8. Try to trade less rather than more. Given that every start position is at a loss (because of the difference between buy-sell prices), you always need movement to at least get even. Every deal therefore starts as a loss, and the more you deal the more the chance that these losses get worse. Small amount traders have to deal with wider buy-sell spreads than those who trade larger amounts; I face spreads of say 4.5 for Pounds:US dollar, but larger dealers can face spreads of only 1.0. So big money finds it easier to make money.

9. Try not to do follow-up repeat deals. Your position gets closed too early and you are immediately tempted to get back into the market to get the rest of the gains you foresee. Remember point 8, you may also be too late, the gains are no more and the losses will start mounting.
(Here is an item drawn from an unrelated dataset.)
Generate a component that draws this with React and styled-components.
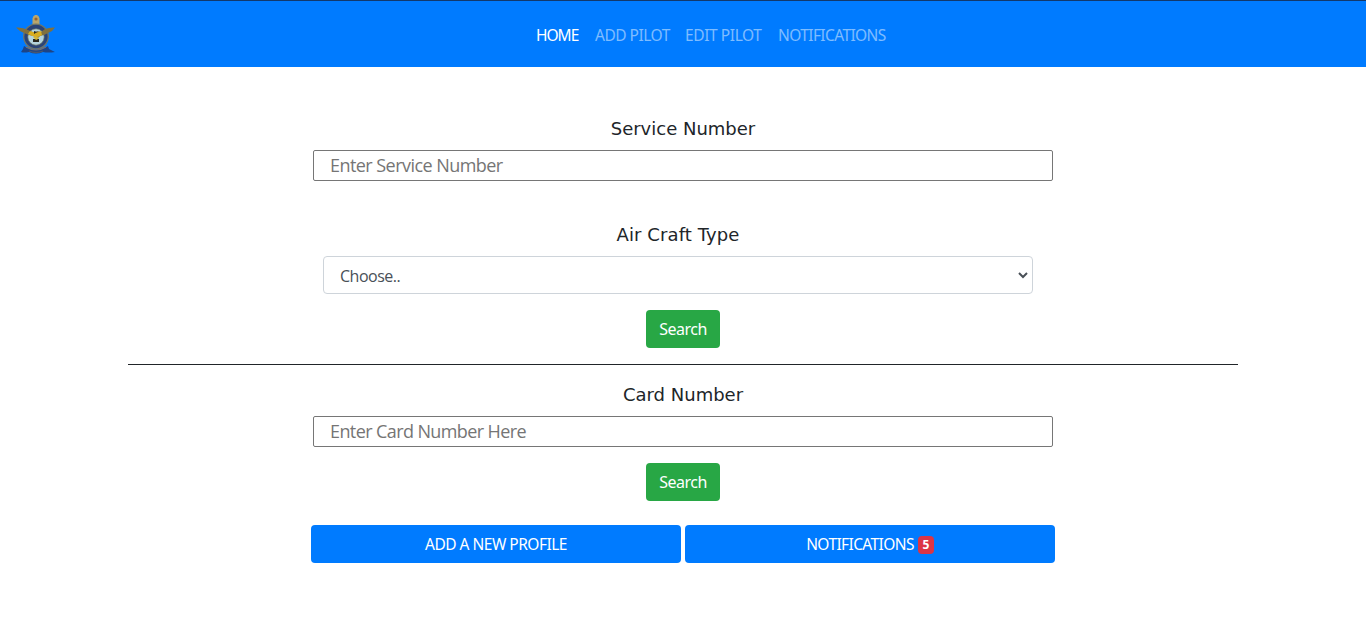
import React from "react";
import styled, { createGlobalStyle } from "styled-components";

const GlobalStyle = createGlobalStyle`
  *, *::before, *::after { box-sizing: border-box; }
  body {
    margin: 0;
    background: #fff;
    color: #212529;
    font: 400 16px/24px "Noto Sans", "Open Sans", sans-serif;
  }
`;

const Navbar = styled.nav`
  display: flex;
  align-items: center;
  height: 67px;
  padding: 0 16px;
  border-top: 1px solid #12386b;
  background: #007bff;
`;

const Brand = styled.a`
  display: block;
  width: 40px;
  height: 40px;
  margin-top: 2px;
  svg { display: block; }
`;

const NavList = styled.div`
  display: flex;
  gap: 16px;
  margin: 1px 0 0 480px;
`;

const NavLink = styled.a`
  width: ${(p) => p.$width}px;
  font: 400 15.5px/24px "Noto Sans", "Open Sans", sans-serif;
  letter-spacing: ${(p) => p.$spacing}px;
  white-space: nowrap;
  color: ${(p) => (p.$active ? "#fff" : "rgba(255, 255, 255, 0.5)")};
`;

const Page = styled.main`
  display: flex;
  flex-direction: column;
  align-items: center;
  padding-top: 51px;
`;

const Field = styled.div`
  display: flex;
  flex-direction: column;
  width: ${(p) => p.$width}px;
  margin: 0 ${(p) => p.$shift || 0}px ${(p) => p.$below}px 0;
`;

const Label = styled.label`
  height: 22px;
  margin-bottom: 10px;
  font: 400 18px/22px "DejaVu Sans", sans-serif;
  letter-spacing: ${(p) => p.$spacing || 0}px;
  text-align: center;
`;

const Input = styled.input`
  height: 31px;
  padding: 0 16px 2px;
  border: 1px solid #767676;
  border-radius: 2px;
  background: #fff;
  font: 400 18px/26px "Open Sans", sans-serif;
  letter-spacing: ${(p) => p.$spacing || 0}px;
  &::placeholder { color: #757575; opacity: 1; }
`;

const SelectBox = styled.div`
  display: flex;
  align-items: center;
  justify-content: space-between;
  height: 38px;
  padding: 2px 4px 0 16px;
  border: 1px solid #ced4da;
  border-radius: 4px;
  color: #495057;
  font: 400 16px/24px "Open Sans", sans-serif;
  letter-spacing: -0.5px;
  svg { display: block; margin-top: -3px; }
`;

const Button = styled.button`
  display: flex;
  align-items: center;
  justify-content: center;
  gap: 4px;
  width: ${(p) => p.$width}px;
  height: 38px;
  padding: 0;
  border: 0;
  border-radius: 4px;
  background: ${(p) => (p.$variant === "success" ? "#28a745" : "#007bff")};
  color: #fff;
  font: 400 ${(p) => p.$size || 15.5}px/24px "Noto Sans", "Open Sans", sans-serif;
  letter-spacing: ${(p) => p.$spacing || 0}px;
  white-space: nowrap;
`;

const Divider = styled.hr`
  width: 1110px;
  height: 1px;
  margin: 16px 0 19px;
  border: 0;
  background: #212529;
`;

const Actions = styled.div`
  display: flex;
  gap: 4px;
  margin-top: 24px;
`;

const Badge = styled.span`
  width: 16px;
  height: 18px;
  margin-top: 2px;
  border-radius: 4px;
  background: #dc3545;
  font: 700 12px/18px "Noto Sans", sans-serif;
  letter-spacing: 0;
  text-align: center;
`;

function Crest() {
  return (
    <svg width="40" height="40" viewBox="0 0 40 40" aria-hidden="true">
      <path d="M16.5 10V3.5Q17-.1 20-.1T23.5 3.5V10Z" fill="#b9a66c" />
      <circle cx="20" cy="4" r="1.6" fill="#98632f" />
      <path d="M8 31Q14 35 20 35T32 31L33 34 39 37Q32 38 27 37Q20 40 13 37Q8 38 5 37L7 34Z" fill="#1d4487" />
      <circle cx="20" cy="21.5" r="12.3" fill="#2b4477" stroke="#6f7668" strokeWidth="1.3" />
      <circle cx="20" cy="22" r="8.2" fill="#b5d4dd" stroke="#6c765f" strokeWidth=".7" />
      <path d="M0 12.5Q7 12 12 15L19 18 21 16 25 17 29 14Q34 12 39 12.5L36 16 32 18 28 20 24 21 22 23 17 21 13 20 8 18 4 16Z" fill="#80703e" />
      <path d="M14 16 20 18 25 16 26 20 22 22 16 21 12 19Z" fill="#d8ad20" />
      <path d="M18 16 21 17 18 19ZM17 24H23V27H17Z" fill="#29281f" />
      <path d="M17 22 20 21 23 23.5 20 25Z" fill="#d8b735" />
      <path d="M10 32Q20 38 30 32" fill="none" stroke="#7e6e63" strokeWidth="1.2" />
      <path d="M13 36Q20 39 27 36" fill="none" stroke="#4c576c" strokeWidth="1.3" />
    </svg>
  );
}

function Chevron() {
  return (
    <svg width="10" height="8" viewBox="0 0 10 8" aria-hidden="true">
      <path d="M1 2 5 6 9 2" fill="none" stroke="#495057" strokeWidth="2" />
    </svg>
  );
}

export default function App() {
  return (
    <>
      <GlobalStyle />
      <Navbar>
        <Brand><Crest /></Brand>
        <NavList>
          <NavLink $active $width={43} $spacing={-1}>HOME</NavLink>
          <NavLink $width={74} $spacing={-0.5}>ADD PILOT</NavLink>
          <NavLink $width={77} $spacing={-0.4}>EDIT PILOT</NavLink>
          <NavLink $width={108} $spacing={-0.6}>NOTIFICATIONS</NavLink>
        </NavList>
      </Navbar>
      <Page>
        <Field $width={740} $below={43}>
          <Label>Service Number</Label>
          <Input placeholder="Enter Service Number" $spacing={-0.55} />
        </Field>
        <Field $width={710} $below={16} $shift={10}>
          <Label $spacing={0.1}>Air Craft Type</Label>
          <SelectBox><span>Choose..</span><Chevron /></SelectBox>
        </Field>
        <Button $variant="success" $width={74} $size={16} $spacing={-0.5}>Search</Button>
        <Divider />
        <Field $width={740} $below={16}>
          <Label>Card Number</Label>
          <Input placeholder="Enter Card Number Here" $spacing={-0.6} />
        </Field>
        <Button $variant="success" $width={74} $size={16} $spacing={-0.5}>Search</Button>
        <Actions>
          <Button $width={370} $spacing={-0.5}>ADD A NEW PROFILE</Button>
          <Button $width={370} $spacing={-0.6}>NOTIFICATIONS <Badge>5</Badge></Button>
        </Actions>
      </Page>
    </>
  );
}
10. There is potential for gains and losses every trading day. If you miss out in the morning there will be opportunities later in the day. If you miss out today there is always tomorrow. You can gain from price rises (by buying low and selling higher) or from price falls (by selling at high points and buying back at lower prices). Of course the possibility for losses are also there every day.

Large movements are what makes trading potentially lucrative, and it takes a certain disposition to see prices move a long way in your favour then move a long way against you, before moving back again for you...and so on. But these waves are in the nature of the beast. Sometimes a large unrealised profit evaporates and becomes a real loss. Other times, a long period of no movement is followed by a huge shift in seconds: like that when it' s in your favour and dread it when it's against you.

Assessment of "fundamental" economic of financial situations wont explain much on a daily basis. That is a salutary lesson for an economist. Also, statements of support can often be followed by movements that go against the support. Over the past weekend, the G7 Ministers said nothing about the weak position of the dollar, which was followed by the rates for several major currencies going to new highs. But almost in a flash were followed by huge falls: reports today indicate that this reflected a lot of long term holders taking their profits, and the market's reversed today to get back to positions near to where rates were last Friday.

It is an wonderful feeling to see money being gained as the rate ticker changes. It is a sickening feeling to see unrealised losses mount and then become real. Dealing is not for everyone and is risky. There are many more lessons to learn and these are just a few that have struck me after my short "apprenticeship".